In twenty paces, by the time he’d reached the junction with St. Peter’s Street, it had become clear that the old song was indeed emerging from his cousin’s house across the road, down near the Gregory Street corner. He had also realised that Freeschool Street was utterly deserted save for he himself and for one other: standing rooted in the crawling vapour that was boiling over Uncle Johnny’s doorstep, rigid and stick-thin with her wild head tipped back to gaze up at the lit-but-curtained parlour window that the music came from, had been Tommy’s great-aunt Thursa. In her arms she’d cradled the accordion like a mute and monstrous child, the waxy and translucent fingers of one hand stroking distractedly across the keyboard, back and forth as if to calm the silent instrument and to allay its fears at this alarming situation. Thursa hadn’t make a sound herself, but she’d been listening so intently to the music leaking from inside the house that you could almost hear her doing it.
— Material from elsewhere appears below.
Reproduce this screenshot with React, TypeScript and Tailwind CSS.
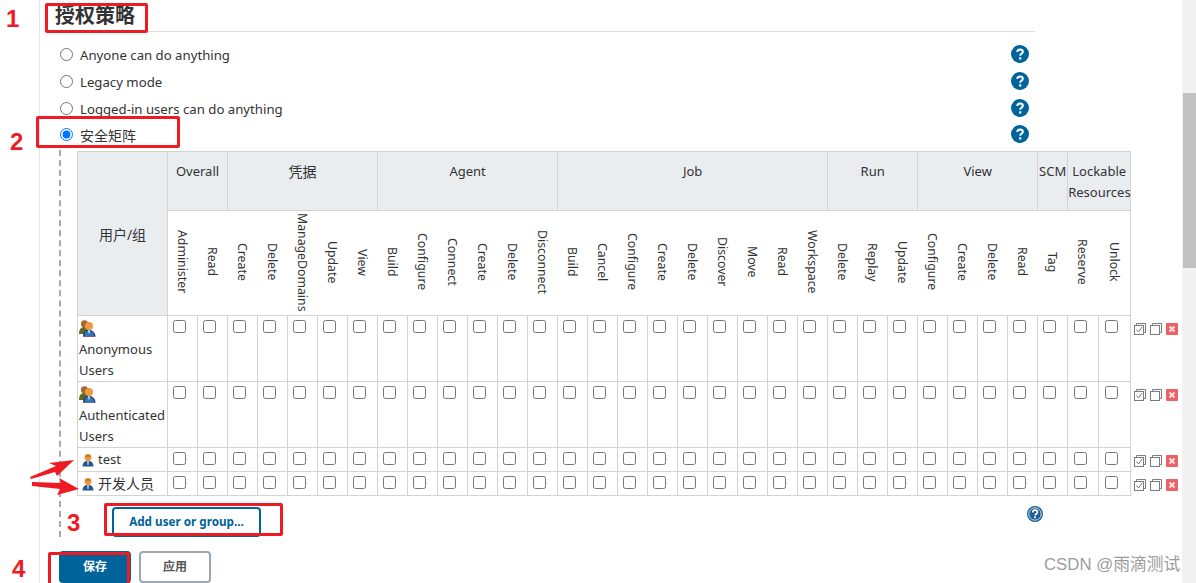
const groups = [
  { title: "Overall", cols: ["Administer", "Read"] },
  { title: "凭据", cols: ["Create", "Delete", "ManageDomains", "Update", "View"] },
  { title: "Agent", cols: ["Build", "Configure", "Connect", "Create", "Delete", "Disconnect"] },
  {
    title: "Job",
    cols: ["Build", "Cancel", "Configure", "Create", "Delete", "Discover", "Move", "Read", "Workspace"],
  },
  { title: "Run", cols: ["Delete", "Replay", "Update"] },
  { title: "View", cols: ["Configure", "Create", "Delete", "Read"] },
  { title: "SCM", cols: ["Tag"] },
  { title: "Lockable Resources", cols: ["Reserve", "Unlock"] },
];

const columns = groups.flatMap((g) => g.cols);

const rows = [
  { name: "Anonymous Users", group: true, height: "h-[66px]" },
  { name: "Authenticated Users", group: true, height: "h-[66px]" },
  { name: "test", group: false, height: "h-[24px]", nameClass: "text-[13px]" },
  { name: "开发人员", group: false, height: "h-[24px]", nameClass: "text-[14px]" },
];

const options = [
  { label: "Anyone can do anything", height: "h-[27px]", textClass: "text-[13.2px]" },
  { label: "Legacy mode", height: "h-[27px]", textClass: "text-[13.2px]" },
  { label: "Logged-in users can do anything", height: "h-[27px]", textClass: "text-[13.2px]" },
  { label: "安全矩阵", height: "h-[24px]", textClass: "text-[14px]", checked: true },
];

function HelpIcon() {
  return (
    <svg width="18" height="18" viewBox="0 0 18 18" className="mb-[3px] block">
      <circle cx="9" cy="9" r="9" fill="#00639a" />
      <path
        d="M6.300 7.100c0-1.700 1.200-2.700 2.800-2.700s2.700 1 2.700 2.300c0 2.100-2.600 2.100-2.600 4"
        fill="none"
        stroke="#fff"
        strokeWidth="2"
      />
      <rect x="8.100" y="12.300" width="2.200" height="2.200" fill="#fff" />
    </svg>
  );
}

function RingHelpIcon() {
  return (
    <svg width="16" height="16" viewBox="0 0 16 16" className="block">
      <circle cx="8" cy="8" r="8" fill="#1b5e98" />
      <circle cx="8" cy="8" r="6.200" fill="none" stroke="#fff" strokeWidth="0.8" />
      <path
        d="M5.700 6.400c0-1.400 1-2.200 2.400-2.200s2.300.8 2.300 2c0 1.700-2.200 1.800-2.200 3.300"
        fill="none"
        stroke="#fff"
        strokeWidth="1.700"
      />
      <rect x="7.200" y="10.400" width="1.800" height="1.800" fill="#fff" />
    </svg>
  );
}

function UserIcon() {
  return (
    <svg width="12" height="14" viewBox="0 0 12 14" className="shrink-0">
      <path d="M0.500 13.500c0-3.600 2-5.800 5.500-5.800s5.500 2.200 5.500 5.800z" fill="#23558f" />
      <path d="M5 8.200h2l-.5 3-.5 1-.5-1z" fill="#c9dcee" />
      <circle cx="6" cy="4.500" r="3.500" fill="#ee9a3c" />
      <path d="M2.700 3.600c.6-2.200 6-2.400 6.600 0-2.200.6-4.400.6-6.600 0z" fill="#c9742a" />
    </svg>
  );
}

function GroupIcon() {
  return (
    <svg width="17" height="17" viewBox="0 0 17 17" className="block">
      <path d="M0 14c0-4 1.500-7 5-7s4.500 3 4.500 7z" fill="#5b6a26" />
      <circle cx="5.500" cy="3.800" r="3.600" fill="#a2682f" />
      <path d="M4 16.800c0-4.300 1.800-7 5.500-7s7 2.700 7 7z" fill="#3c2f7c" />
      <path d="M5.500 16c0-3.300 1.300-5.200 4.200-5.200s5.300 1.900 5.300 5.200z" fill="#2a7bb4" />
      <circle cx="10" cy="6" r="4" fill="#f09a40" />
      <path d="M9 10.300h2l-.5 2.800-.5.800-.5-.8z" fill="#d6e6f2" />
    </svg>
  );
}

function RowActions() {
  return (
    <div className="flex items-center gap-[4px] pl-[3px] pt-[7px]">
      <svg width="12" height="12" viewBox="0 0 12 12" fill="none" stroke="#7b7b7b">
        <path d="M2.500 2.500V.500h9v9H9.500" />
        <rect x="0.500" y="2.500" width="9" height="9" fill="#fff" />
        <path d="M2.500 6.500l2 2.500 3.500-5" strokeWidth="1" />
      </svg>
      <svg width="12" height="12" viewBox="0 0 12 12" fill="none" stroke="#7b7b7b">
        <path d="M2.500 2.500V.500h9v9H9.500" />
        <rect x="0.500" y="2.500" width="9" height="9" fill="#fff" />
      </svg>
      <svg width="12" height="12" viewBox="0 0 12 12">
        <rect width="12" height="12" rx="1" fill="#ef6065" />
        <path d="M3.500 3.500l5 5m0-5l-5 5" stroke="#fde4e4" strokeWidth="2" />
      </svg>
    </div>
  );
}

function Arrows() {
  return (
    <svg
      width="90"
      height="50"
      viewBox="0 0 90 50"
      fill="#ed1c24"
      className="absolute left-[20px] top-[455px]"
    >
      <path d="M10 22l26-11-7-3 25-3-17 16-2-4-24 7z" />
      <path d="M12 27l29 1 -2-5 20 11-22 6 3-6-28-3z" />
    </svg>
  );
}

function Annotations() {
  return (
    <>
      <div className="absolute left-[45px] top-[3px] h-[30px] w-[103px] rounded-[2px] border-[3px] border-[#ed1c24]" />
      <div className="absolute left-[36px] top-[116px] h-[32px] w-[144px] rounded-[2px] border-[3px] border-[#ed1c24]" />
      <div className="absolute left-[104px] top-[503px] h-[33px] w-[179px] rounded-[2px] border-[3px] border-[#ed1c24]" />
      <div className="absolute left-[48px] top-[552px] h-[40px] w-[82px] rounded-[2px] border-[3px] border-[#ed1c24]" />
      <span className="absolute left-[6px] top-[1px] font-['Liberation_Sans',sans-serif] text-[24px] font-bold text-[#ed1c24]">
        1
      </span>
      <span className="absolute left-[10px] top-[124px] font-['Liberation_Sans',sans-serif] text-[24px] font-bold text-[#ed1c24]">
        2
      </span>
      <span className="absolute left-[67px] top-[505px] font-['Liberation_Sans',sans-serif] text-[24px] font-bold text-[#ed1c24]">
        3
      </span>
      <span className="absolute left-[12px] top-[551px] font-['Liberation_Sans',sans-serif] text-[24px] font-bold text-[#ed1c24]">
        4
      </span>
      <Arrows />
      <span className="absolute left-[1044px] top-[554px] font-['Liberation_Sans','Noto_Sans_CJK_SC',sans-serif] text-[16.800px] leading-[22px] text-[#9c9c9c]">
        CSDN @雨滴测试
      </span>
    </>
  );
}

function MatrixTable() {
  return (
    <table className="w-[1103px] table-fixed border-collapse text-[13px] leading-[21px] text-[#333]">
      <colgroup>
        <col className="w-[90px]" />
        {columns.map((c, i) => (
          <col key={i} className={i === 30 ? "w-[31px]" : i === 31 ? "w-[32px]" : "w-[30px]"} />
        ))}
        <col className="w-[50px]" />
      </colgroup>
      <thead>
        <tr>
          <th
            rowSpan={2}
            className="border border-[#d3d4d0] bg-[#e9edf0] pt-[1px] text-center align-middle text-[14px] font-normal"
          >
            用户/组
          </th>
          {groups.map((g) => (
            <th
              key={g.title}
              colSpan={g.cols.length}
              className={`h-[59px] border border-[#d3d4d0] bg-[#e9edf0] p-0 pt-[9px] text-center align-top font-normal ${
                g.title === "凭据" ? "text-[14px]" : ""
              }`}
            >
              {g.title}
            </th>
          ))}
        </tr>
        <tr>
          {columns.map((c, i) => (
            <th
              key={i}
              className={`h-[105px] border-y border-[#d3d4d0] p-0 pb-[2px] text-center align-middle font-normal ${
                i === 31 ? "border-r" : ""
              }`}
            >
              <span
                className={`block w-[16px] text-left text-[12.300px] leading-[16px] [writing-mode:vertical-rl] ${
                  i === 31 ? "ml-[7px]" : "ml-[6px]"
                }`}
              >
                {c}
              </span>
            </th>
          ))}
        </tr>
      </thead>
      <tbody>
        {rows.map((r) => (
          <tr key={r.name} className={r.height}>
            <td className={`overflow-visible border border-[#d3d4d0] pl-[1px] align-top ${r.group ? "pt-[4px]" : ""}`}>
              {r.group ? (
                <>
                  <GroupIcon />
                  <div className="mt-[2px] whitespace-pre-line">{r.name.replace(" ", "\n")}</div>
                </>
              ) : (
                <div className="flex h-[23px] items-center gap-[4px] pl-[3px]">
                  <UserIcon />
                  <span className={r.nameClass}>{r.name}</span>
                </div>
              )}
            </td>
            {columns.map((c, i) => (
              <td
                key={i}
                className={`border border-[#d3d4d0] pr-0 pt-[4px] align-top ${i >= 30 ? "pl-[6px]" : "pl-[5px]"}`}
              >
                <input type="checkbox" className="block" />
              </td>
            ))}
            <td className="p-0 align-top">
              <RowActions />
            </td>
          </tr>
        ))}
      </tbody>
    </table>
  );
}

export default function App() {
  return (
    <div className="relative flex h-[583px] w-full overflow-hidden bg-white font-['Noto_Sans','Noto_Sans_CJK_SC',sans-serif] text-[13px] text-[#333]">
      <div className="w-[40px] shrink-0 border-r border-[#e6e6e6]" />
      <main className="flex min-w-0 flex-1 flex-col pl-[5px]">
        <h2 className="h-[32px] w-[990px] border-b border-[#e0e0e0] pl-[10px] text-[20px] font-bold leading-[32px] text-[#333]">
          授权策略
        </h2>
        <div className="mt-[10px] flex flex-col">
          {options.map((o) => (
            <label key={o.label} className={`flex w-[984px] items-center pl-[15px] ${o.height}`}>
              <input type="radio" name="strategy" defaultChecked={o.checked} className="mb-[2px]" />
              <span className={`ml-[7px] ${o.textClass}`}>{o.label}</span>
              <span className="ml-auto">
                <HelpIcon />
              </span>
            </label>
          ))}
        </div>
        <div className="ml-[14px] mt-[3px] h-[387px] w-[1121px] border-l-2 border-dashed border-[#a9a9a9] pl-[16px] pt-[1px]">
          <MatrixTable />
          <div className="mt-[10px] flex w-[966px] items-start">
            <button className="ml-[35px] mt-[1px] h-[30px] w-[149px] rounded-[4px] border-2 border-[#00639a] bg-white text-[11.700px] font-bold text-[#00639a]">
              Add user or group...
            </button>
            <span className="ml-auto">
              <RingHelpIcon />
            </span>
          </div>
        </div>
        <div className="ml-[14px] mt-[14px] flex gap-[8px]">
          <button className="h-[32px] w-[72px] rounded-[4px] bg-[#00639a] text-[12px] font-bold text-white">
            保存
          </button>
          <button className="h-[32px] w-[72px] rounded-[4px] border-2 border-[#9aa9b5] bg-white text-[12px] font-bold text-[#555]">
            应用
          </button>
        </div>
      </main>
      <div className="w-[14px] shrink-0 bg-[#f1f1f1] pl-[1px] pt-[93px]">
        <div className="h-[175px] bg-[#c1c1c1]" />
      </div>
      <Annotations />
    </div>
  );
}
It carried on, the tune, stitching its thread of half-remembered lyrics on the blanket of the mist. “Whispering grass, don’t tell the trees …”
Of course, by that point Tommy had recalled the title he’d been grasping for. “Whispering Grass”. That had been an old favourite for years by then, had even worked its way into the language as the slang for an informer, or at least that’s where Tom thought that the expression “grass” had come from. Prior to that point it had been Tom’s opinion that the song, though haunting, was too soppy and too whimsical, with its idea of grass and bushes talking to each other, just like something that Walt Disney might have done. Hearing it from the creeping fog in Freeschool Street though, on that February night, it hadn’t sounded whimsical at all. To Tom’s ear, it had sounded terrible. Not terrible as in the sense of bad or badly played, but more as if it spoke of something terrible, of some great hurt too terrible to mend, or of some terrible betrayal. It had sounded angry in the way its chords crashed out, notes almost splintering beneath the impact of the unseen fingers. It had sounded like an accusation and, as well, like an unburdening, an agonized confession that could never be retracted, after which things couldn’t be the same again. It had been music for the end of something.
“… ’cause the trees don’t need to know.” Ashamed. That had been, Tom thought now, another quality apart from hurt and anger that the tune had brought to the dank evening air: an overpowering sense of shame. Even the awful jollity into which the refrain would sometimes break sounded sardonic, sounded vengeful, sounded wrong. Tommy had been disturbed, mostly because he hadn’t for the life of him been able to imagine such an unexpected torrent of confused emotions pouring from so self-effacing and demure a vessel as his cousin Audrey. What can have been going through her mind for it to have emerged in the spine-tingling, feverish way it had? What had she been feeling that produced a reeling, stomach-dropping noise like that?